▼
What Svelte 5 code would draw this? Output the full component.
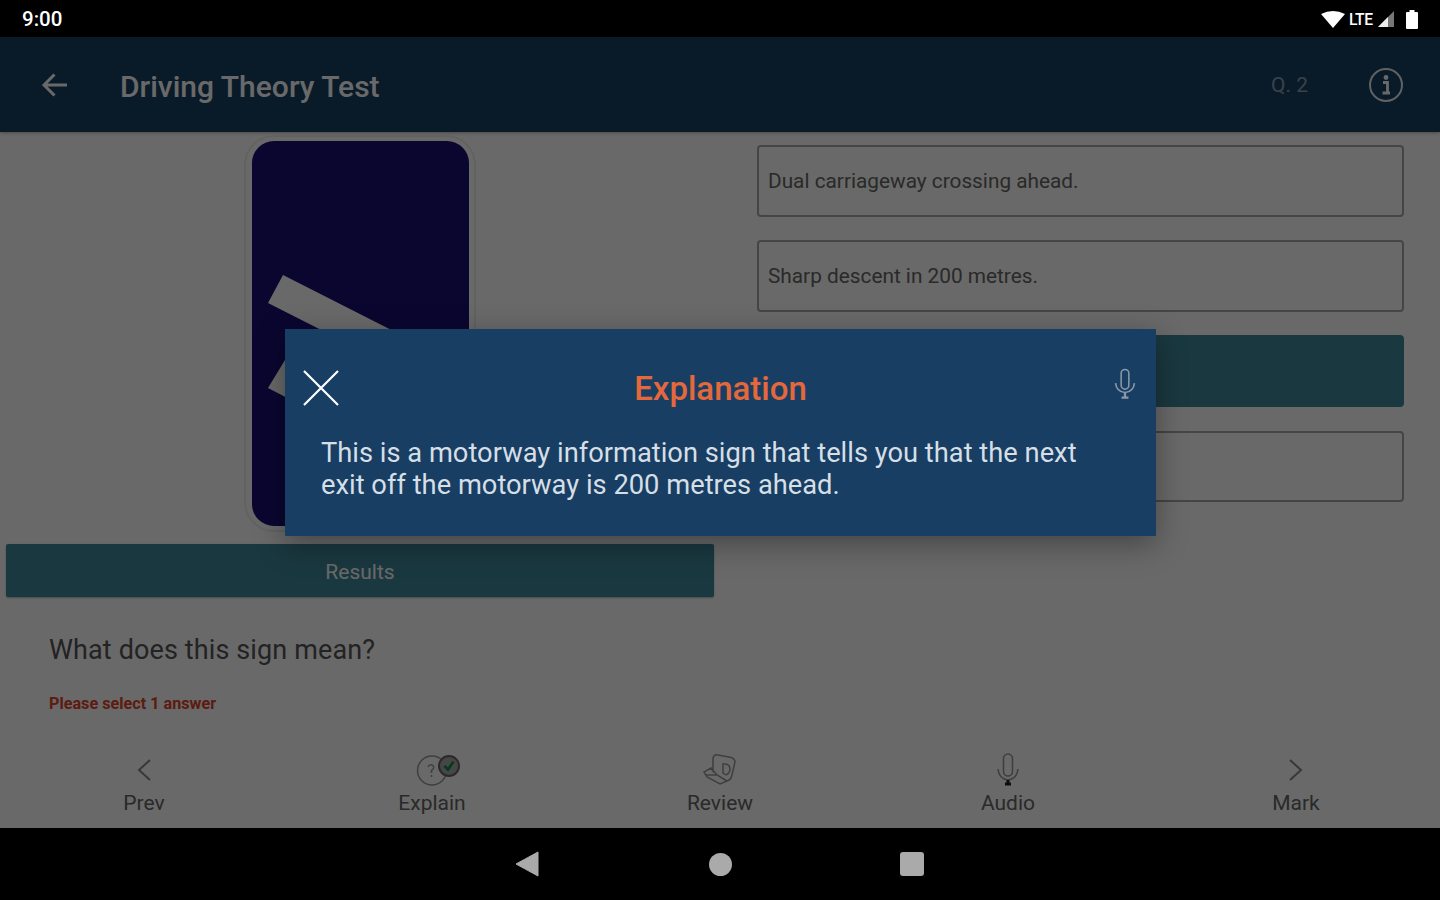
▲
▼
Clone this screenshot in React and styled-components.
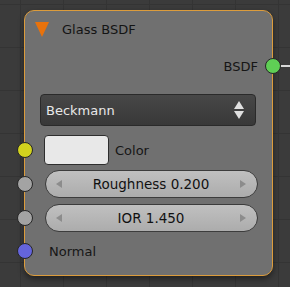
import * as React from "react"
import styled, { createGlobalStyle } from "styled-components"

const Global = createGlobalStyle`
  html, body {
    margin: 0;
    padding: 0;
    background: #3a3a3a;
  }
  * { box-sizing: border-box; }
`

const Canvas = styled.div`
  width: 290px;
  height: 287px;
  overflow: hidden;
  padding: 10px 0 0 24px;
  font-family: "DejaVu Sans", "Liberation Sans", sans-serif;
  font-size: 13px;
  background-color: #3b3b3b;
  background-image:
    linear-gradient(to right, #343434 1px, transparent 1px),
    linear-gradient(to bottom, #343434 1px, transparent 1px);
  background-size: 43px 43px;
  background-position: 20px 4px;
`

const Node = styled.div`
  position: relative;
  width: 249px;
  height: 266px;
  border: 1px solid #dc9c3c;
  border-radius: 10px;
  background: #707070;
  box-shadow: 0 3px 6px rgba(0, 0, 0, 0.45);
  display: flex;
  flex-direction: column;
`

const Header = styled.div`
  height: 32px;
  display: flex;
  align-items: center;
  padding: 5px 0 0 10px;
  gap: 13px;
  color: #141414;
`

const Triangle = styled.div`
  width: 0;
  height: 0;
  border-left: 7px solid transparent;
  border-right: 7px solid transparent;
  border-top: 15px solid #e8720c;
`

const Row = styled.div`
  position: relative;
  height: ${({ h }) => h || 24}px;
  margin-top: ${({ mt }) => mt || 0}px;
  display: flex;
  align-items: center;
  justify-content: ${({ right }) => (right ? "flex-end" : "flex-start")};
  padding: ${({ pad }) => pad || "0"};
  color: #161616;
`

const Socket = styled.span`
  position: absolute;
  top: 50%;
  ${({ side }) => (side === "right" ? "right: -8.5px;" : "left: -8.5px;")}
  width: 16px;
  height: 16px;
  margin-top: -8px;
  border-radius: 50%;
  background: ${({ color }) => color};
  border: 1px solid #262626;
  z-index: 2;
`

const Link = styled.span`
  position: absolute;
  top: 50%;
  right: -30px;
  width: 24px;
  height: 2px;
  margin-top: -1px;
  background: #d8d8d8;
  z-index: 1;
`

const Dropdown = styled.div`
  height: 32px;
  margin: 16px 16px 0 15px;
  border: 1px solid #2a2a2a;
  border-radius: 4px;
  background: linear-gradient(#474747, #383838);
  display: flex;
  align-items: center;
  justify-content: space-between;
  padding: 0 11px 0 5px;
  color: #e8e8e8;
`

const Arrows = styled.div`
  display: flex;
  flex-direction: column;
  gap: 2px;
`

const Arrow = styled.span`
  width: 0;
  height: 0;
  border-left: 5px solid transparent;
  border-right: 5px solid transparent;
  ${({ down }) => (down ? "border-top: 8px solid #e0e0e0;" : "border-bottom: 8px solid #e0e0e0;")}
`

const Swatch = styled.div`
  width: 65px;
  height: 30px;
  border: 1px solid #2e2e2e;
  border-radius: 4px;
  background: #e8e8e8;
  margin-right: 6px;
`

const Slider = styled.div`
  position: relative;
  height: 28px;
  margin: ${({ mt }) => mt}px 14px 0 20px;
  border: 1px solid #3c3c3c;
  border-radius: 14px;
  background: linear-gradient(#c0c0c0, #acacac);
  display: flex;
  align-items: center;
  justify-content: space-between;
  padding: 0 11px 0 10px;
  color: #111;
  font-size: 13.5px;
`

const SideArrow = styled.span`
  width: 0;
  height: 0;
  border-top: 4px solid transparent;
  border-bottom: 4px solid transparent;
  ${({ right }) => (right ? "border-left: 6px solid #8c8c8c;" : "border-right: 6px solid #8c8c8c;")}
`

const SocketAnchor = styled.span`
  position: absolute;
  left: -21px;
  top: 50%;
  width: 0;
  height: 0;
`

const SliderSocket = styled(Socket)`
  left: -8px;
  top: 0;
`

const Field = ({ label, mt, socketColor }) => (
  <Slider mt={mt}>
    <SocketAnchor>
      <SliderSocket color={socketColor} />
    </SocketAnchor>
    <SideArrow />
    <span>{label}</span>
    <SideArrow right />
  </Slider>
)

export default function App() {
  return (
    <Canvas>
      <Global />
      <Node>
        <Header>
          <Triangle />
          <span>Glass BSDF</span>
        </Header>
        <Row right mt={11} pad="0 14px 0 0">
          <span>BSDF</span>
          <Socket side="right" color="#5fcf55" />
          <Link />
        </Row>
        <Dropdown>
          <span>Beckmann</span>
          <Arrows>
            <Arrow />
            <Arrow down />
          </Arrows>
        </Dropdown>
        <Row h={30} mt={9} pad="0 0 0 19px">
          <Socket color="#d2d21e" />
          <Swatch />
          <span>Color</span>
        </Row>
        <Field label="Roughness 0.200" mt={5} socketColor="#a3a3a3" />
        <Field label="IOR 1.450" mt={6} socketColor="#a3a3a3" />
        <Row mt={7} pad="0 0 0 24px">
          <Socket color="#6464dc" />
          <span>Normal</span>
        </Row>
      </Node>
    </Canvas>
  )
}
▲
▶ **Aim of the task**:
Pick out, from the lines above, every one that contains the string "components".

▶ **Written response**:
Clone this screenshot in React and styled-components.
import styled, { createGlobalStyle } from "styled-components"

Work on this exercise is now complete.